── RECORDS TO USE ──
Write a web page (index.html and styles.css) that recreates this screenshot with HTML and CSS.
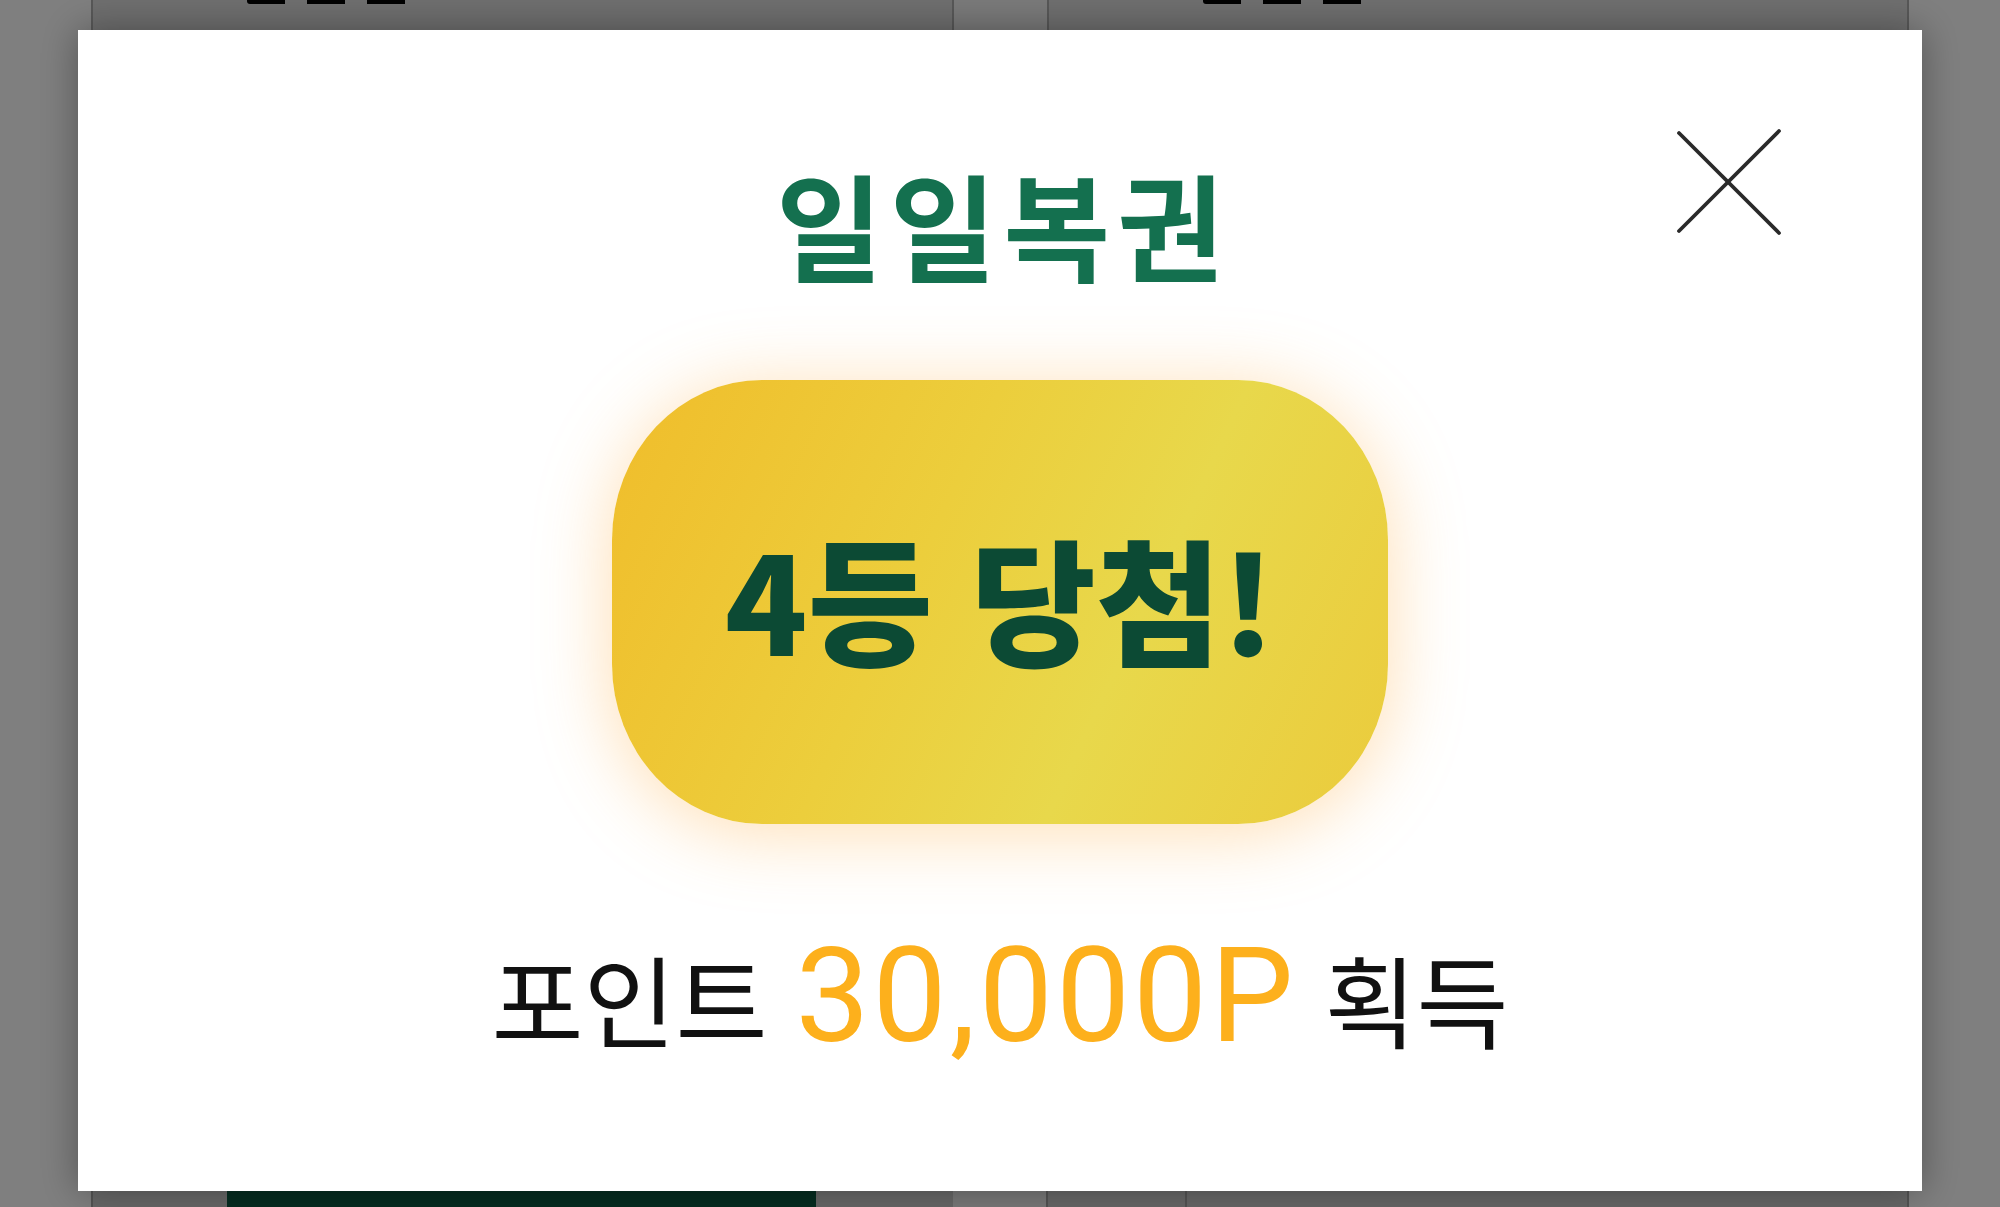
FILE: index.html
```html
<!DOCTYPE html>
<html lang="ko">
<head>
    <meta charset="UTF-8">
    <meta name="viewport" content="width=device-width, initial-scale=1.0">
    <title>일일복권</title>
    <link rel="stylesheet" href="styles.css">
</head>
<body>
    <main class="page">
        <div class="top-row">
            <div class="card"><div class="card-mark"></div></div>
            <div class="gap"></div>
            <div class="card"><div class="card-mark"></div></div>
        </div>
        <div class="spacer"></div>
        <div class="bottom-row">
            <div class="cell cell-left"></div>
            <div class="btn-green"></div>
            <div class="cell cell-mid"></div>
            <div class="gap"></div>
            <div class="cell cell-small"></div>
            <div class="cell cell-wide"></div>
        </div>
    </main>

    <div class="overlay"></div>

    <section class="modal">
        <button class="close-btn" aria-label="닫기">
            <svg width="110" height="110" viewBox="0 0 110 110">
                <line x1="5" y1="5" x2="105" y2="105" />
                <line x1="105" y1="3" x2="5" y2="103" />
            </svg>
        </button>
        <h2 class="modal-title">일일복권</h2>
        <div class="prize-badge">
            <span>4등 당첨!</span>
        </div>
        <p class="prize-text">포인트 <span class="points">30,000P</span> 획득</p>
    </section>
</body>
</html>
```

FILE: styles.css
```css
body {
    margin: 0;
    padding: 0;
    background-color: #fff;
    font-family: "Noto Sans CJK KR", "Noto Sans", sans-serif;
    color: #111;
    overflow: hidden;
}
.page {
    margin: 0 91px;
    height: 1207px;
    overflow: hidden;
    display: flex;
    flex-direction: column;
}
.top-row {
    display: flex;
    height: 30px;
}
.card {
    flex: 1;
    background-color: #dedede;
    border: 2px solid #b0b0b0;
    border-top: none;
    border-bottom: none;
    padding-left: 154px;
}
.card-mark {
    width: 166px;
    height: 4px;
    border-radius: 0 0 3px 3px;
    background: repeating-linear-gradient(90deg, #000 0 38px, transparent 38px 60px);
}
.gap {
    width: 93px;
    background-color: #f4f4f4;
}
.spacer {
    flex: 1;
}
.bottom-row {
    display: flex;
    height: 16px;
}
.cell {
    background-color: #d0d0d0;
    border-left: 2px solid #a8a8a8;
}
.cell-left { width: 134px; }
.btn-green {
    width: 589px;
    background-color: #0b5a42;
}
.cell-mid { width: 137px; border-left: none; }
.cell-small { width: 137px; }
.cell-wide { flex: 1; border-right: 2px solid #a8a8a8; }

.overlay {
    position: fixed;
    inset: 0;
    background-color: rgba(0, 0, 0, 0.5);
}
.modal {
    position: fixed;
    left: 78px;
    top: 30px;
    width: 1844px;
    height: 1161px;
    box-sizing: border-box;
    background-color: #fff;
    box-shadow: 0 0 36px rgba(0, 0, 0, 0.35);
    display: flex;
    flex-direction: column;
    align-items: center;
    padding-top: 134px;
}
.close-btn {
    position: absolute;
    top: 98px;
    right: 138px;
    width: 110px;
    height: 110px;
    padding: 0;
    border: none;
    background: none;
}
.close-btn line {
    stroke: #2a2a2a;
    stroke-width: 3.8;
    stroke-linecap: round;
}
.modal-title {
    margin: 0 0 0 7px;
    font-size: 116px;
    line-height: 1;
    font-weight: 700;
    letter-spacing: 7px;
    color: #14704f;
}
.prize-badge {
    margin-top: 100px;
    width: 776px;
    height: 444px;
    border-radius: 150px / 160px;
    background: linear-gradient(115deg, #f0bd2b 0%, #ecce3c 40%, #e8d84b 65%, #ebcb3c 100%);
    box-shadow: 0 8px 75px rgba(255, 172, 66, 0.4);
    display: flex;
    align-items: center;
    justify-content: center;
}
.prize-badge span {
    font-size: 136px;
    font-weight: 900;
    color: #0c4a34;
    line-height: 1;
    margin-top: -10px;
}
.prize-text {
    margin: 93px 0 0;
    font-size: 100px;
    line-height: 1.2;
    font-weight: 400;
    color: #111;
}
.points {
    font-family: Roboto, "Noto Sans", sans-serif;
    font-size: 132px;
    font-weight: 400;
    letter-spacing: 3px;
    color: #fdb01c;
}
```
───
── RECORDS TO USE ──
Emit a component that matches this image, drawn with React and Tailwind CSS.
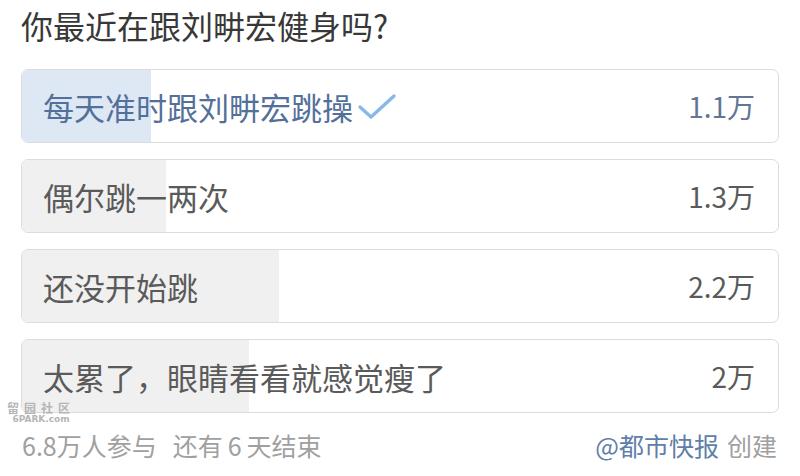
───
── RECORDS TO USE ──
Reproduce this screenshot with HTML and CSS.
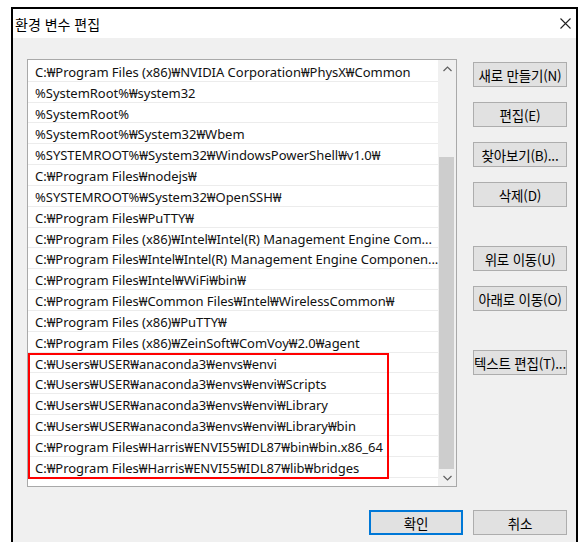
───
▶ **EXERCISE DETAILS**: What is the number of lines in the records that contain "styles"? Give that number only.

▶ **PROBLEM SOLUTION**: 3